GenImage: A Million-Scale Benchmark for Detecting AI-Generated Image

Part of Advances in Neural Information Processing Systems 36 (NeurIPS 2023) Datasets and Benchmarks Track

Bibtex Paper Supplemental

Authors

Mingjian Zhu, Hanting Chen, Qiangyu YAN, Xudong Huang, Guanyu Lin, Wei Li, Zhijun Tu, Hailin Hu, Jie Hu, Yunhe Wang

Abstract

The extraordinary ability of generative models to generate photographic images has intensified concerns about the spread of disinformation, thereby leading to the demand for detectors capable of distinguishing between AI-generated fake images and real images. However, the lack of large datasets containing images from the most advanced image generators poses an obstacle to the development of such detectors.

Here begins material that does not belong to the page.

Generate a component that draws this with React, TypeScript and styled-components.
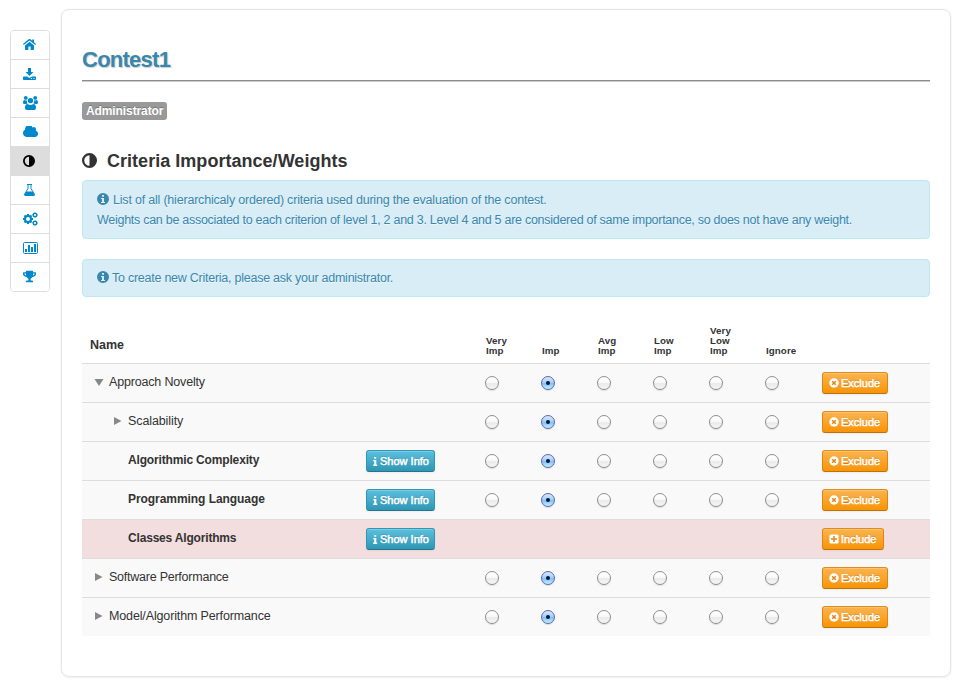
import React from 'react';
import styled, { createGlobalStyle, css } from 'styled-components';
import { FaTrophy } from 'react-icons/fa';

const Global = createGlobalStyle`
  * { box-sizing: border-box; }
  body {
    margin: 0;
    background: #fff;
    color: #333;
    font: 12.5px/20px "Liberation Sans", Arial, sans-serif;
  }
  h1, h2, p { margin: 0; }
  button { font-family: inherit; }
`;

const Page = styled.div`
  display: flex;
  align-items: flex-start;
  height: 684px;
  padding: 9px 6px 0 10px;
  overflow: hidden;
`;

const Sidebar = styled.nav`
  flex: none;
  width: 40px;
  margin: 21px 11px 0 0;
  border: 1px solid #ddd;
  border-radius: 4px;
  overflow: hidden;
`;

const NavItem = styled.a<{ $active?: boolean }>`
  display: flex;
  align-items: center;
  height: 29px;
  padding: 0 0 1px 12px;
  color: ${(p) => (p.$active ? '#000' : '#0088cc')};
  background: ${(p) => (p.$active ? '#ddd' : '#fff')};
  border-bottom: 1px solid #ddd;
  &:last-child { border-bottom: 0; height: 28px; }
  svg { display: block; flex: none; }
`;

const Card = styled.main`
  flex: 1;
  height: 668px;
  padding: 36px 20px 0;
  border: 1px solid #e5e5e5;
  border-radius: 8px;
  box-shadow: 0 1px 2px rgba(0, 0, 0, 0.05), 0 0 2px rgba(0, 0, 0, 0.06);
`;

const Title = styled.h1`
  height: 35px;
  color: #3a87ad;
  font-size: 22px;
  line-height: 28px;
  letter-spacing: -0.75px;
  border-bottom: 1px solid #8c8c8c;
  box-shadow: 0 1px 0 #ccc;
  text-shadow: 1px 1px 1px #ccc;
`;

const RoleLabel = styled.span`
  display: block;
  width: 85px;
  height: 18px;
  margin: 21px 0 30px;
  padding: 0 4px;
  color: #fff;
  background: #999;
  border-radius: 3px;
  font-size: 12px;
  font-weight: bold;
  line-height: 18px;
  letter-spacing: -0.1px;
  white-space: nowrap;
  text-shadow: 0 -1px 0 rgba(0, 0, 0, 0.25);
`;

const SectionTitle = styled.h2`
  display: flex;
  align-items: center;
  gap: 10px;
  height: 22px;
  margin-bottom: 8px;
  font-size: 18px;
  line-height: 22px;
  letter-spacing: 0.03px;
  svg { margin-bottom: 2px; }
`;

const Alert = styled.section<{ $compact?: boolean }>`
  margin-bottom: 20px;
  padding: ${(p) => (p.$compact ? '8px 14px' : '9px 14px 8px')};
  color: #3a87ad;
  background: #d9edf7;
  border: 1px solid #bce8f1;
  border-radius: 4px;
  text-shadow: 0 1px 0 rgba(255, 255, 255, 0.5);
  white-space: nowrap;
  svg { vertical-align: -1px; }
`;

const AlertLine = styled.p<{ $spacing: number; $gap: number }>`
  height: 20px;
  letter-spacing: ${(p) => p.$spacing}px;
  svg { margin-right: ${(p) => p.$gap}px; }
`;

const Grid = styled.div`
  display: grid;
  grid-template-columns: 276px 120px repeat(6, 56px) 116px;
`;

const Header = styled(Grid)`
  height: 46px;
  align-items: end;
  font-weight: bold;
`;

const NameHeading = styled.div`
  padding: 0 8px 8px;
  letter-spacing: -0.05px;
`;

const LevelHeading = styled.div`
  padding: 0 8px 7px;
  font-size: 9.75px;
  line-height: 10px;
  letter-spacing: 0.08px;
  white-space: pre;
`;

const Row = styled(Grid)<{ $excluded?: boolean }>`
  height: 39px;
  border-top: 1px solid #ddd;
  background: ${(p) => (p.$excluded ? '#f2dede' : '#f9f9f9')};
`;

const NameCell = styled.div<{ $depth: number; $bold?: boolean; $spacing: number }>`
  display: flex;
  height: 20px;
  margin-top: 8px;
  padding-left: ${(p) => 8 + p.$depth * 19}px;
  font-size: ${(p) => (p.$bold ? 12 : 12.5)}px;
  font-weight: ${(p) => (p.$bold ? 'bold' : 'normal')};
  letter-spacing: ${(p) => p.$spacing}px;
  white-space: nowrap;
`;

const Toggle = styled.span`
  display: flex;
  width: 19px;
  padding: 6px 0 0 4px;
`;

const Cell = styled.div`
  padding: 8px 8px 0;
`;

const Radio = styled.span<{ $checked?: boolean }>`
  display: flex;
  align-items: center;
  justify-content: center;
  width: 14px;
  height: 14px;
  margin: 4px 0 0 -1px;
  border: 1px solid #8e8e8e;
  border-radius: 50%;
  background: linear-gradient(#fff 0%, #f9f9f9 45%, #eaeaea 55%, #f7f7f7 100%);
  box-shadow: 0 1px 1px rgba(0, 0, 0, 0.12);
  ${(p) =>
    p.$checked &&
    css`
      border-color: #5f66a8;
      background: linear-gradient(#d5e8fc 0%, #a4cffa 45%, #80c0fa 55%, #c0f2ff 100%);
      &::after {
        content: '';
        width: 4px;
        height: 4px;
        border-radius: 50%;
        background: #07152c;
      }
    `}
`;

const Button = styled.button<{ $kind: 'info' | 'warning'; $width: number }>`
  display: flex;
  align-items: center;
  gap: 2px;
  width: ${(p) => p.$width}px;
  height: 22px;
  padding: 0 0 0 6px;
  color: #fff;
  border: 1px solid;
  border-radius: 3px;
  font-size: 11px;
  font-weight: normal;
  line-height: 18px;
  -webkit-text-stroke: 0.45px #fff;
  white-space: nowrap;
  text-shadow: 0 -1px 0 rgba(0, 0, 0, 0.25);
  box-shadow: inset 0 1px 0 rgba(255, 255, 255, 0.2), 0 1px 2px rgba(0, 0, 0, 0.05);
  ${(p) =>
    p.$kind === 'info'
      ? css`
          background: linear-gradient(#5bc0de, #2f96b4);
          border-color: #2f96b4 #2f96b4 #24748c;
        `
      : css`
          background: linear-gradient(#fbb450, #f89406);
          border-color: #e08c1c #dc8510 #bd7208;
        `}
`;

const cloudPath =
  'M1984 1152q0 159-112.5 271.5t-271.5 112.5h-1088q-185 0-316.5-131.5t-131.5-316.5q0-132 71-241.5t187-163.5q-2-28-2-43 0-212 150-362t362-150q158 0 286.5 88t187.5 230q70-62 166-62 106 0 181 75t75 181q0 75-41 138 129 30 213 134.5t84 239.5z';

const Home = () => (
  <svg width="13" height="11" viewBox="0 0 13 11" fill="currentColor">
    <path d="M6.5 2.700L2 6.400v3.900q0 .7.700.7h2.700V7.600h2.200V11h2.700q.7 0 .7-.7V6.400z" />
    <path d="M6.500 0q.5 0 .9.300l1.800 1.500V.5H11v2.800l2 1.700-.7 1L6.500 1.500.7 6 0 5 5.600.3Q6 0 6.500 0z" />
  </svg>
);
const Cloud = () => <svg width="15" height="11" viewBox="64 256 1920 1280" preserveAspectRatio="none" fill="currentColor"><path d={cloudPath} /></svg>;
const Download = () => (
  <svg width="13" height="12" viewBox="0 0 13 12" fill="currentColor">
    <path d="M5 0h3v4h2.500L6.500 8 2.500 4H5z" />
    <path fillRule="evenodd" d="M.7 8.500h3.500l1.300 1q1 .7 2 0l1.300-1h3.500q.7 0 .7.7v2.100q0 .7-.7.7H.7q-.7 0-.7-.7V9.200q0-.7.7-.7zM8 10v1h1v-1zm2.500 0v1h1v-1z" />
  </svg>
);
const Users = () => (
  <svg width="15" height="14" viewBox="0 0 15 14" fill="currentColor">
    <circle cx="2.800" cy="1.900" r="1.900" />
    <circle cx="12.200" cy="1.900" r="1.900" />
    <circle cx="7.500" cy="4.600" r="2.700" />
    <path d="M0 6.700Q0 4 1.200 4q1.400.8 2.700.3-.3 1.800.7 3.100-.9 0-1.600.6H1.400Q0 8 0 6.700zM15 6.700Q15 4 13.800 4q-1.400.8-2.700.3.3 1.800-.7 3.100.9 0 1.600.6h1.600Q15 8 15 6.700z" />
    <path d="M2 11.900Q2 8 4.600 8q2.900 1.800 5.800 0Q13 8 13 11.900q0 2.100-2 2.100H4q-2 0-2-2.100z" />
  </svg>
);
const Adjust = ({ size }: { size: number }) => (
  <svg width={size} height={size} viewBox="0 0 12 12">
    <circle cx="6" cy="6" r="5.100" fill="none" stroke="currentColor" strokeWidth="1.800" />
    <path d="M6 1a5 5 0 0 1 0 10z" fill="currentColor" />
  </svg>
);
const Flask = () => (
  <svg width="13" height="12" viewBox="0 0 13 12">
    <path d="M4 .5h5M5 .5v4L1.700 10q-.7 1.500.7 1.500h8.200q1.400 0 .7-1.500L8 4.500v-4" fill="none" stroke="currentColor" />
    <path d="M3.500 7.500h6l2 3.500-.8 1H2.300l-.8-1z" fill="currentColor" />
  </svg>
);
const gearTeeth = [0, 45, 90, 135];
const Gears = () => (
  <svg width="15" height="14" viewBox="0 0 15 14" fill="none" stroke="currentColor">
    <circle cx="5" cy="7" r="3" strokeWidth="2" />
    {gearTeeth.map((angle) => (
      <path key={angle} d="M5 2v2M5 10v2" strokeWidth="2" transform={`rotate(${angle} 5 7)`} />
    ))}
    <circle cx="12" cy="3" r="1.700" strokeWidth="1.300" />
    <circle cx="12" cy="11" r="1.700" strokeWidth="1.300" />
    {gearTeeth.map((angle) => (
      <g key={angle} strokeWidth="1">
        <path d="M12 .2v1M12 4.800v1" transform={`rotate(${angle} 12 3)`} />
        <path d="M12 8.200v1M12 12.800v1" transform={`rotate(${angle} 12 11)`} />
      </g>
    ))}
  </svg>
);
const Chart = () => (
  <svg width="15" height="12" viewBox="0 0 15 12">
    <rect x=".5" y=".5" width="14" height="11" rx="1" fill="none" stroke="currentColor" />
    <path d="M2 7h2v3H2zm3-4h2v7H5zm3 2h2v5H8zm3-3h2v8h-2z" fill="currentColor" shapeRendering="crispEdges" />
  </svg>
);
const InfoCircle = () => (
  <svg width="12" height="12" viewBox="0 0 12 12" fill="currentColor">
    <path fillRule="evenodd" d="M6 0a6 6 0 1 1 0 12A6 6 0 0 1 6 0zM5 2v1.700h2V2zM4 5v1h1v3H4v1h4V9H7V5z" />
  </svg>
);
const Info = () => (
  <svg width="5" height="9" viewBox="0 0 5 9" fill="currentColor">
    <path d="M1.200 0h2v1.800h-2zM.3 3h3v4.600H4.200V9H.2V7.600h1V4.200H.3z" />
  </svg>
);
const Remove = () => (
  <svg width="10" height="10" viewBox="0 0 10 10">
    <circle cx="5" cy="5" r="4.700" fill="currentColor" />
    <path d="M3.200 3.200l3.600 3.600M6.800 3.200L3.200 6.800" stroke="#df8518" strokeWidth="1.500" />
  </svg>
);
const Plus = () => (
  <svg width="10" height="10" viewBox="0 0 10 10">
    <rect x=".4" y=".4" width="9.200" height="9.200" rx="1.500" fill="currentColor" />
    <path d="M5 2v6M2 5h6" stroke="#e38a18" strokeWidth="1.500" />
  </svg>
);
const Triangle = ({ open }: { open?: boolean }) => (
  <svg width="10" height="8" viewBox="0 0 10 8" fill="#888">
    <path d={open ? 'M.5 1h9L5 8z' : 'M1 0v8l7.500-4z'} />
  </svg>
);

const navigation = [
  <Home />, <Download />, <Users />, <Cloud />, <Adjust size={12} />,
  <Flask />, <Gears />, <Chart />, <FaTrophy size={13} />,
];

const levels = ['Very\nImp', 'Imp', 'Avg\nImp', 'Low\nImp', 'Very\nLow\nImp', 'Ignore'];

type Criterion = { name: string; depth: number; toggle?: 'open' | 'closed'; info?: boolean; excluded?: boolean; spacing: number };

const criteria: Criterion[] = [
  { name: 'Approach Novelty', depth: 0, toggle: 'open', spacing: -0.17 },
  { name: 'Scalability', depth: 1, toggle: 'closed', spacing: -0.1 },
  { name: 'Algorithmic Complexity', depth: 1, info: true, spacing: -0.16 },
  { name: 'Programming Language', depth: 1, info: true, spacing: -0.06 },
  { name: 'Classes Algorithms', depth: 1, info: true, excluded: true, spacing: -0.18 },
  { name: 'Software Performance', depth: 0, toggle: 'closed', spacing: -0.24 },
  { name: 'Model/Algorithm Performance', depth: 0, toggle: 'closed', spacing: -0.14 },
];

export default function App() {
  return (
    <Page>
      <Global />
      <Sidebar>
        {navigation.map((icon, i) => <NavItem key={i} $active={i === 4}>{icon}</NavItem>)}
      </Sidebar>
      <Card>
        <Title>Contest1</Title>
        <RoleLabel>Administrator</RoleLabel>
        <SectionTitle><Adjust size={15} />Criteria Importance/Weights</SectionTitle>
        <Alert>
          <AlertLine $spacing={-0.2} $gap={4}><InfoCircle />List of all (hierarchicaly ordered) criteria used during the evaluation of the contest.</AlertLine>
          <AlertLine $spacing={-0.275} $gap={4}>Weights can be associated to each criterion of level 1, 2 and 3. Level 4 and 5 are considered of same importance, so does not have any weight.</AlertLine>
        </Alert>
        <Alert $compact>
          <AlertLine $spacing={-0.25} $gap={3}><InfoCircle />To create new Criteria, please ask your administrator.</AlertLine>
        </Alert>
        <Header>
          <NameHeading>Name</NameHeading>
          <div />
          {levels.map((level) => <LevelHeading key={level}>{level}</LevelHeading>)}
        </Header>
        {criteria.map((item) => (
          <Row key={item.name} $excluded={item.excluded}>
            <NameCell $depth={item.depth} $bold={item.info} $spacing={item.spacing}>
              <Toggle>{item.toggle && <Triangle open={item.toggle === 'open'} />}</Toggle>
              {item.name}
            </NameCell>
            <Cell>{item.info && <Button $kind="info" $width={69}><Info />Show Info</Button>}</Cell>
            {levels.map((level, i) => (
              <Cell key={level}>{!item.excluded && <Radio $checked={i === 1} />}</Cell>
            ))}
            <Cell>
              <Button $kind="warning" $width={item.excluded ? 62 : 66}>
                {item.excluded ? <Plus /> : <Remove />}
                {item.excluded ? 'Include' : 'Exclude'}
              </Button>
            </Cell>
          </Row>
        ))}
      </Card>
    </Page>
  );
}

In this paper, we introduce the GenImage dataset, which has the following advantages: 1) Plenty of Images, including over one million pairs of AI-generated fake images and collected real images. 2) Rich Image Content, encompassing a broad range of image classes. 3) State-of-the-art Generators, synthesizing images with advanced diffusion models and GANs. The aforementioned advantages allow the detectors trained on GenImage to undergo a thorough evaluation and demonstrate strong applicability to diverse images. We conduct a comprehensive analysis of the dataset and propose two tasks for evaluating the detection method in resembling real-world scenarios. The cross-generator image classification task measures the performance of a detector trained on one generator when tested on the others. The degraded image classification task assesses the capability of the detectors in handling degraded images such as low-resolution, blurred, and compressed images. With the GenImage dataset, researchers can effectively expedite the development and evaluation of superior AI-generated image detectors in comparison to prevailing methodologies.